Positional candidate gene SLC12A9 in FDPmeta cluster 10 on GGA9 exhibited experiment-wide significant differential expression between the HFP and LFP lines. However, for this cluster only a slight enrichment was observed for the most stringent p value cutoff. Nevertheless, SLC12A9 remains a functionally very plausible candidate gene for this QTL. It belongs to a family of nine genes that code for electroneutral cation–chloride-cotransporters [41]. Although the function of this gene is unclear, other SLC12 transporters are known to be crucial in the control of the electrochemical chloride gradient that is required for hyperpolarizing the postsynaptic inhibition that is mediated by GABAA and glycine receptors [42]. This is remarkable, because reduction of postsynaptic GABAA receptor currents is also an effect of serotonin mediated by 5-HT2 receptors [43]. There is a growing body of evidence that brain monoamines, such as serotonin and dopamine, are involved in the occurrence of feather pecking and aggressive pecking in hens [4448] and in aggressive behavior in humans [49]. Kops et al. [47] showed that differences in dopamine turnover between a low mortality and a control hen line were largest, in particular, in the arcopallium region of the brain. Another purely positional candidate gene for feather pecking was located in FDPmeta cluster 9, i.e. CLSTN2 (calsyntenin 2), which is also involved in postsynaptic signaling related to excitatory synaptic transmission [50].

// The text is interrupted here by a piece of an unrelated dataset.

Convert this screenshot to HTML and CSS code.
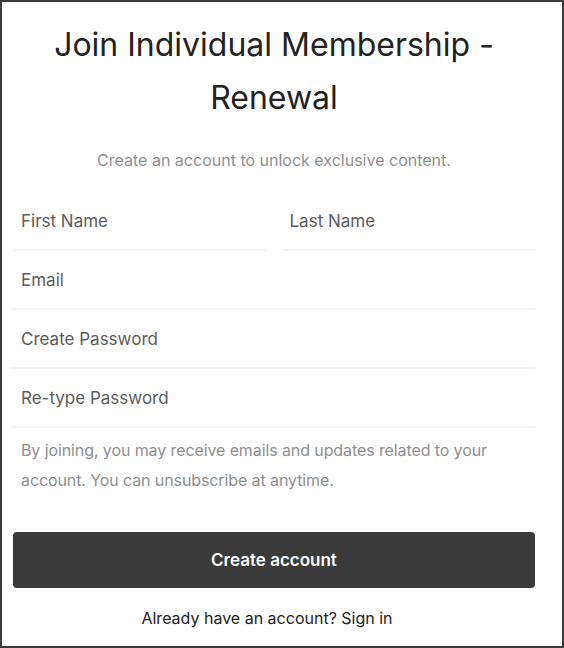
FILE: index.html
```html
<!DOCTYPE html>
<html lang="en">

<head>
    <meta charset="UTF-8">
    <meta name="viewport" content="width=device-width, initial-scale=1.0">
    <title>Join Individual Membership - Renewal</title>
    <link rel="stylesheet" href="styles.css">
</head>

<body>

    <div class="page">
        <h1 class="title">Join Individual Membership - Renewal</h1>
        <p class="subtitle">Create an account to unlock exclusive content.</p>

        <form class="signup">
            <div class="row">
                <input class="field" type="text" name="first" placeholder="First Name">
                <input class="field" type="text" name="last" placeholder="Last Name">
            </div>
            <input class="field" type="email" name="email" placeholder="Email">
            <input class="field" type="password" name="password" placeholder="Create Password">
            <input class="field" type="password" name="password2" placeholder="Re-type Password">

            <p class="note">By joining, you may receive emails and updates related to your account. You can unsubscribe at anytime.</p>

            <button type="submit" class="submit">Create account</button>
        </form>

        <p class="signin">Already have an account? Sign in</p>
    </div>

</body>

</html>
```

FILE: styles.css
```css
body {
    margin: 0;
    background-color: #ffffff;
    font-family: Inter, "Noto Sans", sans-serif;
}

.page {
    height: 648px;
    box-sizing: border-box;
    border: 2px solid #3c3c3c;
    padding: 0 27px 0 11px;
}

.title {
    margin: 16px 30px 0;
    font-size: 32px;
    font-weight: 400;
    line-height: 53px;
    text-align: center;
    color: #222222;
}

.subtitle {
    margin: 24px 0 0;
    font-size: 16px;
    line-height: 24px;
    text-align: center;
    color: #8f8f8f;
}

.signup {
    display: flex;
    flex-direction: column;
    margin-top: 20px;
}

.row {
    display: flex;
    gap: 15px;
}

.field {
    display: block;
    width: 100%;
    height: 59px;
    box-sizing: border-box;
    margin: 0;
    padding: 0 8px;
    border: none;
    border-bottom: 2px solid #f2f2f2;
    font-family: inherit;
    font-size: 17px;
    color: #333333;
    background: transparent;
    outline: none;
}

.field::placeholder {
    color: #5c5c5c;
    opacity: 1;
}

.note {
    margin: 7px 0 0;
    padding-left: 8px;
    font-size: 16px;
    line-height: 30px;
    letter-spacing: -0.1px;
    color: #8f8f8f;
}

.submit {
    margin-top: 37px;
    height: 56px;
    border: none;
    border-radius: 4px;
    background-color: #3a3a3a;
    color: #ffffff;
    font-family: inherit;
    font-size: 17px;
    font-weight: 600;
}

.signin {
    margin: 18px 0 0;
    padding-right: 14px;
    font-size: 16px;
    line-height: 24px;
    text-align: center;
    color: #222222;
}
```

For APD, the GNG2 (G protein subunit gamma 2) gene was identified as a positional candidate gene in FDPmeta cluster 5 on GGA5 (Table 3). This gene is also involved in monoamine signaling, particularly in postsynaptic signaling at serotonergic (KEGG pathway ko04726) and dopaminergic (KEGG pathway ko04728) synapses.

Shared environment and associated effects

Behavior traits involve interactions between individuals. Statistical models that include interaction or associated effects have developed, as reviewed by Bijma [51] and Ellen et al. [52], which have shown that these effects can substantially contribute to the heritable variation in survival of hens related to feather pecking and cannibalism [52]. Indeed, these interactions might also be another possible explanation for the low genetic trend in later generations in our selection experiment [20]. In a recent study, we chose the simplest form to capture shared environment effects and associated effects by fitting a random pen effect to the model [17]. Since pen variances were very small, they were not included in the current study. Moreover, the size of the pens used here was rather large for social interaction models.

Conclusions

Several significant trait-associated clusters of SNPs were identified, especially for the trait FPDmeta but also for aggressive pecking. However, behavioral traits, appeared to be controlled by many genes with small effects and no single SNP was promising for selection purposes. However, understanding the motivation for feather pecking is of interest in its own right. In-depth sequence-based association analyses of the clusters identified in this study and subsequent identification of candidate genes from a small list of putative positional genes will help to formulate and validate hypotheses for the expression of this abnormal behavior pattern. Clearly, for this purpose additional data need to be collected.